**Instruction**
Look through the listing below and report how many lines contain "this", as a bare number.

Pages as source code:
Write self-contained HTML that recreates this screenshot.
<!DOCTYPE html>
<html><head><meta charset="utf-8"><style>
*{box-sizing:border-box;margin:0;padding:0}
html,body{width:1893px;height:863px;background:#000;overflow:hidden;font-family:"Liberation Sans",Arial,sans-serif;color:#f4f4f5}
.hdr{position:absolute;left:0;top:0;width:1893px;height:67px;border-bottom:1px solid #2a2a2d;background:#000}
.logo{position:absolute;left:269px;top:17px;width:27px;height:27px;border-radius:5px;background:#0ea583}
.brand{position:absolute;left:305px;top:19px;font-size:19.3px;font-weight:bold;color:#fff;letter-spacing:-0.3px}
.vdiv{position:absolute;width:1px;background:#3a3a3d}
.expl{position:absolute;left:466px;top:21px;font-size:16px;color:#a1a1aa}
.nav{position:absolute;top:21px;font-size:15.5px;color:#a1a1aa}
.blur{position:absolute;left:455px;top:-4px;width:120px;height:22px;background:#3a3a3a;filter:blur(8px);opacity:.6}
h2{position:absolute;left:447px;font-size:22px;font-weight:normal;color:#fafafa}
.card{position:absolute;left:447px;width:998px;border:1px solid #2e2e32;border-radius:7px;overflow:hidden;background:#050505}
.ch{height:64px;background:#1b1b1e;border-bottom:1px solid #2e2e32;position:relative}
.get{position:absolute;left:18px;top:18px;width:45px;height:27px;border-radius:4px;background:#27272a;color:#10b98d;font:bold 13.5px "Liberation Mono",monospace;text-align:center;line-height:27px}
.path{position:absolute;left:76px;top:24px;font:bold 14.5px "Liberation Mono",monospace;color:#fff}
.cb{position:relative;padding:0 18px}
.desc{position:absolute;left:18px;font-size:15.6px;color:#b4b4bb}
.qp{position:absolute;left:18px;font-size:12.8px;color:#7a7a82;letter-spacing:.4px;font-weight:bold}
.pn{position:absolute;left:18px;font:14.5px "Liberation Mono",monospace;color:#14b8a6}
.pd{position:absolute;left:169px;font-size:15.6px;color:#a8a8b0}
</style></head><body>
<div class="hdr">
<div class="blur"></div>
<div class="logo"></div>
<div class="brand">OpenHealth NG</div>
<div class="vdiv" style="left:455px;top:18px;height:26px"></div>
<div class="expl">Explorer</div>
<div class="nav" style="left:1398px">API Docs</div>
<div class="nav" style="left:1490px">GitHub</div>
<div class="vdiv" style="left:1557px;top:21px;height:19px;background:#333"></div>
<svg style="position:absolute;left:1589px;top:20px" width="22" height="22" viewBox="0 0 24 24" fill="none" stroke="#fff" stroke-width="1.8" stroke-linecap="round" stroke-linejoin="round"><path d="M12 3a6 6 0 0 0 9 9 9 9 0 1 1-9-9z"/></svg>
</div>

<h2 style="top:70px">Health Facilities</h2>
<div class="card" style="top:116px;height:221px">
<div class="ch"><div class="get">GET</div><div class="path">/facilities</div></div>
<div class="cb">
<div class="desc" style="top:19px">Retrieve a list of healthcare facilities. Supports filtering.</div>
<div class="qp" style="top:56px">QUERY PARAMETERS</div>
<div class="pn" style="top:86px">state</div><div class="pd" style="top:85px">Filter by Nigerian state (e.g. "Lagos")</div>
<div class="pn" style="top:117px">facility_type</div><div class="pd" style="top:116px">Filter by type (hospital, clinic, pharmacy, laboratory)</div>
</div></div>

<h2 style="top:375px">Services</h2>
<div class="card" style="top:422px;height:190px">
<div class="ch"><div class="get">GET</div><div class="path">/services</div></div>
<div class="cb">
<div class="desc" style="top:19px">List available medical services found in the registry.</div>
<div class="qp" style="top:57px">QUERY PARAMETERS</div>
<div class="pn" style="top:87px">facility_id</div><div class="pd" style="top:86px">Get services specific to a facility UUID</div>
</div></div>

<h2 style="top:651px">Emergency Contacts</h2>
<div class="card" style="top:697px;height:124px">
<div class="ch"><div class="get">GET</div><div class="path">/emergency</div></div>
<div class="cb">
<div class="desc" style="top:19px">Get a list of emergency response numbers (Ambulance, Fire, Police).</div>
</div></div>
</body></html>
--
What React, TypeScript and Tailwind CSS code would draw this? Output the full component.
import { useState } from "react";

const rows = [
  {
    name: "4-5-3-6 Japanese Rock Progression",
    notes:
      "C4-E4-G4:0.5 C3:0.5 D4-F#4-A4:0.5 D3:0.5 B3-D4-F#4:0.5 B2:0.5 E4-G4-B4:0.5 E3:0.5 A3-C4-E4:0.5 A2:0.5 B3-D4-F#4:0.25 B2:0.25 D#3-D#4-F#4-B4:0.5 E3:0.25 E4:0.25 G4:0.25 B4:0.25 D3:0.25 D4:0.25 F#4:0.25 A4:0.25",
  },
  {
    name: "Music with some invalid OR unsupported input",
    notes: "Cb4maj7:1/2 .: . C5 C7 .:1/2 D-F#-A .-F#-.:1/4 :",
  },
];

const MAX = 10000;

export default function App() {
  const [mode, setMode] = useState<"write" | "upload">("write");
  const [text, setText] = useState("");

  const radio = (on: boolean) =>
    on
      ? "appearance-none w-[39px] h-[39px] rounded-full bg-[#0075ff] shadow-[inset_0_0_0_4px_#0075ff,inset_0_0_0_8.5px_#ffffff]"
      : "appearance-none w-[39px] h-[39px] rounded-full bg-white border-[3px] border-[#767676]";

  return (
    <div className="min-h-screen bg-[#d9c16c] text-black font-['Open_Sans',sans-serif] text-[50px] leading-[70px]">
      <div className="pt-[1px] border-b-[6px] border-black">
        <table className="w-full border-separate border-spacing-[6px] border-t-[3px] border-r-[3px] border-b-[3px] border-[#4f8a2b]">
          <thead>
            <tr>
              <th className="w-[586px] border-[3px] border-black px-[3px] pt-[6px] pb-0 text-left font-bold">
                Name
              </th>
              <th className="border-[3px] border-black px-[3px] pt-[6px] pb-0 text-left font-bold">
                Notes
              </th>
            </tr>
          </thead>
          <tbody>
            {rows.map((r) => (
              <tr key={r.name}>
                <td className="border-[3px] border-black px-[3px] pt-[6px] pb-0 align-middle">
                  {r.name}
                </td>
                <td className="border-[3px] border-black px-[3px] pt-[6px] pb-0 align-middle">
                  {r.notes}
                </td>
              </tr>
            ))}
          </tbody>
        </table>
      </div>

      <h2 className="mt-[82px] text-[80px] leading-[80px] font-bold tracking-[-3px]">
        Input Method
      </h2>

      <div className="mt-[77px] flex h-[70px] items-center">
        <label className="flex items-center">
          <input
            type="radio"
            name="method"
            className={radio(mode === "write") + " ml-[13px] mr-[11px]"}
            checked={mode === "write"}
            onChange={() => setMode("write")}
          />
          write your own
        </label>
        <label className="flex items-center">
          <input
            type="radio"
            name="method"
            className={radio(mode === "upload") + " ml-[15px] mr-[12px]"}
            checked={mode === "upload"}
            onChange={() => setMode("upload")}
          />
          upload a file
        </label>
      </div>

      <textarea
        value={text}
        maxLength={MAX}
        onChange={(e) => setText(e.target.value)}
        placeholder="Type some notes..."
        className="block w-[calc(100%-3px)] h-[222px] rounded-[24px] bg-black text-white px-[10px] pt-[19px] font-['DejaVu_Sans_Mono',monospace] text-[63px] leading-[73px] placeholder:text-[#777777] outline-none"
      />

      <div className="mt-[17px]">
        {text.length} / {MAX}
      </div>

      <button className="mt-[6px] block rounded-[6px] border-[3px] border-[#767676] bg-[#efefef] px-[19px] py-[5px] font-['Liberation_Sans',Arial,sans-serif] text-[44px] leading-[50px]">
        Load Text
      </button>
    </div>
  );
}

**Written answer**
2